- Born: 25 December 1912 Swift Current, Saskatchewan, Canada
- Died: 30 December 1996 (aged 84) Portslade, England
- Position: Goaltender
- Played for: Earls Court Rangers Brighton Tigers Streatham Wembley Lions
- Playing career: 1937–1953

= Gib Hutchinson =

Canadian-British ice hockey player

Gordon Gibson "Gib" Hutchinson (25 December 1912 - 30 December 1996) was a Canadian-British ice hockey goaltender who had a long and successful career in the English National League (ENL).
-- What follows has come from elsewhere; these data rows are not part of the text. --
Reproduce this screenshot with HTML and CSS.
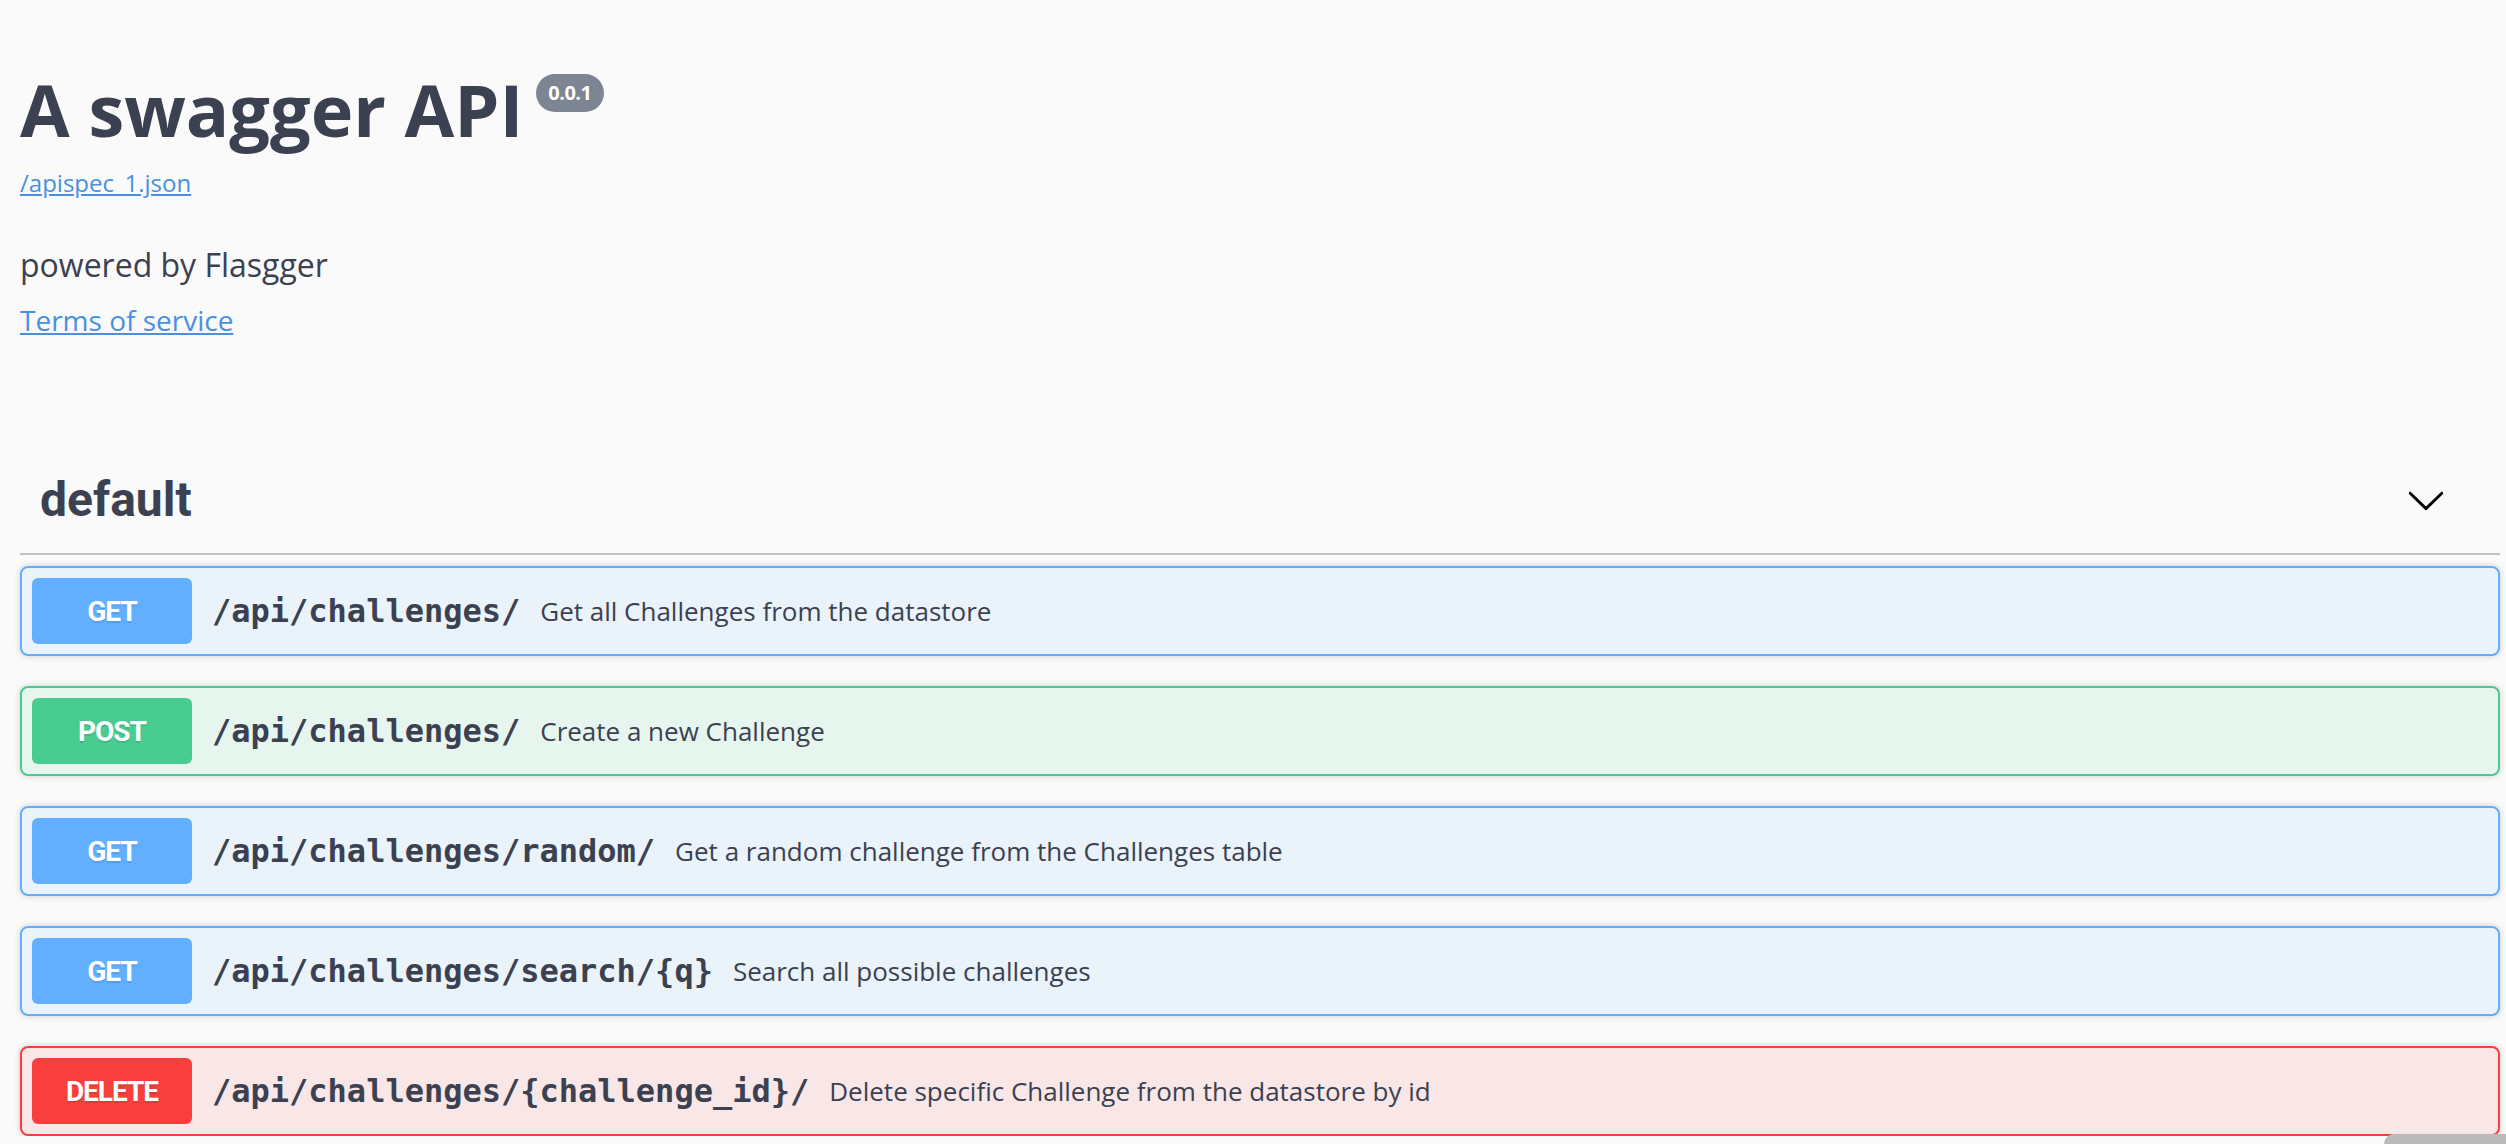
FILE: index.html
```html
<!DOCTYPE html>
<html lang="en">
<head>
<meta charset="utf-8">
<title>A swagger API</title>
<link rel="stylesheet" href="styles.css">
</head>
<body>
<div class="wrapper">
  <section class="info">
    <h1 class="title">A swagger API <span class="version">0.0.1</span></h1>
    <a class="base-url" href="#">/apispec_1.json</a>
    <p class="description">powered by Flasgger</p>
    <a class="terms" href="#">Terms of service</a>
  </section>

  <section class="tag-section">
    <div class="tag-header">
      <h2 class="tag-name">default</h2>
      <svg class="chevron" width="40" height="40" viewBox="0 0 20 20" aria-hidden="true">
        <path d="M17.418 6.109c.272-.268.709-.268.979 0s.271.701 0 .969l-7.908 7.83c-.27.268-.707.268-.979 0l-7.908-7.83c-.27-.268-.27-.701 0-.969.271-.268.709-.268.979 0L10 13.25l7.418-7.141z"/>
      </svg>
    </div>

    <div class="ops">
      <div class="op op-get">
        <span class="method">GET</span>
        <span class="path">/api/challenges/</span>
        <span class="summary">Get all Challenges from the datastore</span>
      </div>
      <div class="op op-post">
        <span class="method">POST</span>
        <span class="path">/api/challenges/</span>
        <span class="summary">Create a new Challenge</span>
      </div>
      <div class="op op-get">
        <span class="method">GET</span>
        <span class="path">/api/challenges/random/</span>
        <span class="summary">Get a random challenge from the Challenges table</span>
      </div>
      <div class="op op-get">
        <span class="method">GET</span>
        <span class="path">/api/challenges/search/{q}</span>
        <span class="summary">Search all possible challenges</span>
      </div>
      <div class="op op-delete">
        <span class="method">DELETE</span>
        <span class="path">/api/challenges/{challenge_id}/</span>
        <span class="summary">Delete specific Challenge from the datastore by id</span>
      </div>
    </div>
  </section>
</div>
<div class="scroll-thumb"></div>
</body>
</html>
```

FILE: styles.css
```css
html, body {
  margin: 0;
  background: #fafafa;
}

body {
  font-family: "Open Sans", "DejaVu Sans", sans-serif;
  color: #3b4151;
}

.wrapper {
  padding: 0 6px 0 20px;
}

.info {
  padding-top: 60px;
  display: flex;
  flex-direction: column;
  align-items: flex-start;
}

.title {
  margin: 0;
  display: flex;
  align-items: flex-start;
  gap: 13px;
  font-family: "Open Sans", sans-serif;
  font-weight: 700;
  font-size: 72px;
  line-height: 98px;
  color: #3b4151;
}

.version {
  margin-top: 14px;
  height: 38px;
  padding: 0 12px;
  border-radius: 19px;
  background: #7d8492;
  color: #fff;
  font-size: 20px;
  line-height: 38px;
  font-weight: 700;
  letter-spacing: -0.5px;
}

.base-url {
  margin-top: 8px;
  font-size: 24px;
  line-height: 33px;
  color: #4990e2;
}

.description {
  margin: 44px 0 0;
  font-size: 32px;
  line-height: 44px;
  color: #3b4151;
}

.terms {
  margin-top: 14px;
  font-size: 28px;
  line-height: 38px;
  color: #4990e2;
}

.tag-section {
  margin-top: 104px;
}

.tag-header {
  display: flex;
  align-items: center;
  justify-content: space-between;
  padding: 22px 54px 18px 20px;
  border-bottom: 2px solid rgba(59, 65, 81, 0.3);
}

.tag-name {
  margin: 0;
  font-family: Roboto, "Open Sans", sans-serif;
  font-weight: 700;
  font-size: 48px;
  line-height: 70px;
  color: #3b4151;
}

.chevron {
  display: block;
  fill: #000;
}

.ops {
  padding-top: 11px;
  display: flex;
  flex-direction: column;
  gap: 30px;
}

.op {
  display: flex;
  align-items: center;
  padding: 10px;
  border: 2px solid;
  border-radius: 8px;
  box-shadow: 0 0 6px rgba(0, 0, 0, 0.19);
}

.op-get {
  border-color: #61affe;
  background: rgba(97, 175, 254, 0.1);
}
.op-get .method { background: #61affe; }

.op-post {
  border-color: #49cc90;
  background: rgba(73, 204, 144, 0.1);
}
.op-post .method { background: #49cc90; }

.op-delete {
  border-color: #f93e3e;
  background: rgba(249, 62, 62, 0.1);
}
.op-delete .method { background: #f93e3e; }

.method {
  flex: none;
  width: 160px;
  height: 66px;
  border-radius: 6px;
  display: flex;
  align-items: center;
  justify-content: center;
  font-family: Roboto, "Open Sans", sans-serif;
  font-weight: 700;
  font-size: 28px;
  letter-spacing: -1px;
  color: #fff;
  text-shadow: 0 2px 0 rgba(0, 0, 0, 0.1);
}

.path {
  padding: 0 20px;
  font-family: "DejaVu Sans Mono", "Liberation Mono", monospace;
  font-weight: 700;
  font-size: 32px;
  color: #3b4151;
}

.summary {
  font-family: "Open Sans", sans-serif;
  font-size: 26px;
  color: #3b4151;
}

.scroll-thumb {
  position: fixed;
  right: 0;
  bottom: 0;
  width: 122px;
  height: 10px;
  border-top-left-radius: 14px;
  background: #bababa;
}
```
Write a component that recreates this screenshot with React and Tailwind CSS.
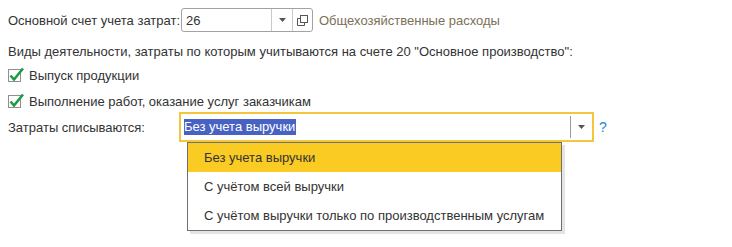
import React from "react";

const Arrow = () => (
  <svg width="7" height="4" viewBox="0 0 7 4">
    <path d="M0 0h7L3.5 4z" fill="#555" />
  </svg>
);

const OpenIcon = () => (
  <svg width="11" height="11" viewBox="0 0 11 11" fill="none" stroke="#555" strokeWidth="1">
    <rect x="3.5" y="0.5" width="7" height="7" />
    <path d="M3.5 3.5H0.5v7h7v-3" />
  </svg>
);

const Check = () => (
  <div className="relative w-[13px] h-[13px] border border-[#8f8f8f] bg-white shrink-0">
    <svg className="absolute -top-[3px] -left-[1px]" width="17" height="16" viewBox="0 0 17 16">
      <path d="M2.5 8.5l3.5 4L15 1.5" fill="none" stroke="#1f9a45" strokeWidth="2.6" />
    </svg>
  </div>
);

const options = [
  "Без учета выручки",
  "С учётом всей выручки",
  "С учётом выручки только по производственным услугам",
];

export default function App() {
  return (
    <div className="w-[732px] h-[247px] bg-white pl-[8px] pt-[8px] text-[13px] text-[#333] font-['Liberation_Sans',Arial,sans-serif] leading-none">
      <div className="flex items-center h-[24px]">
        <span className="w-[173px]">Основной счет учета затрат:</span>
        <div className="flex h-[24px] w-[132px] border border-[#a3a3a3] rounded-[3px] bg-white">
          <div className="flex-1 flex items-center pl-[4px] text-[#333]">26</div>
          <div className="w-[21px] border-l border-[#c8c8c8] flex items-center justify-center">
            <Arrow />
          </div>
          <div className="w-[20px] border-l border-[#c8c8c8] flex items-center justify-center">
            <OpenIcon />
          </div>
        </div>
        <span className="ml-[6px] text-[#7b6f58]">Общехозяйственные расходы</span>
      </div>

      <div className="flex items-center h-[18px] mt-[10px]">
        Виды деятельности, затраты по которым учитываются на счете 20 "Основное производство":
      </div>

      <div className="flex items-center h-[18px] mt-[6px] gap-[8px] pl-[-1px]">
        <Check />
        <span>Выпуск продукции</span>
      </div>

      <div className="flex items-center h-[18px] mt-[8px] gap-[8px]">
        <Check />
        <span>Выполнение работ, оказание услуг заказчикам</span>
      </div>

      <div className="flex items-center h-[30px] mt-[2px]">
        <span className="w-[171px]">Затраты списываются:</span>
        <div className="relative">
          <div className="flex h-[30px] w-[415px] border-2 border-[#f2c73c] bg-white">
            <div className="flex-1 flex items-center pl-[3px]">
              <span className="bg-[#4862c4] text-white leading-[16px] pr-[1px]">Без учета выручки</span>
            </div>
            <div className="w-[22px] my-[2px] border-l border-[#9a9a9a] flex items-center justify-center">
              <Arrow />
            </div>
          </div>
          <div className="absolute top-[30px] left-[8px] w-[375px] bg-white border border-[#6f6f6f] shadow-[3px_3px_0_#e4e4e4]">
            {options.map((o, i) => (
              <div
                key={o}
                className={`h-[29px] flex items-center pl-[16px] ${i === 0 ? "bg-[#f9cb23]" : ""}`}
              >
                {o}
              </div>
            ))}
          </div>
        </div>
        <span className="ml-[5px] text-[#2b86c9] text-[14px]">?</span>
      </div>
    </div>
  );
}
He was inducted into the British Ice Hockey Hall of Fame in 1951. He married Audrey Wells, daughter of boxing champion Bombardier Billy Wells, in 1942.

==Career==
Hutchinson came to Britain in 1936 when he joined the Earls Court Rangers. However, he had a poor start to his British ice hockey career, giving up 232 goals in forty games. Deciding his future in ice hockey looked bleak, Hutchinson worked as a carpenter at the Earls Court Exhibition Centre. When the goaltender who replaced Hutchinson was injured, he was asked to play again. The following season, 1938-39, Hutchinson was named to the ENL All-star team. An honour he was to receive another four times during his career playing for Streatham, the Wembley Lions and the Brighton Tigers. Whilst with the Tigers, Hutchinson helped them to with the league championship in 1946-47 and 1947-48, and the Autumn Cup in 1946 and 1950.

When Hutchinson retired from playing, he became the stage manager for the Tom Arnold Ice Show at the Brighton Sports Stadium. Later in life, he ran a number of public houses in Sussex before he died on 30 December 1996 at the Mile Oak Inn in Portslade near Brighton.

==Awards and honours==
- Named to the ENL All-star team in 1939, 1940, 1947, 1948 and 1951.
- Inducted to the British Ice Hockey Hall of Fame in 1951.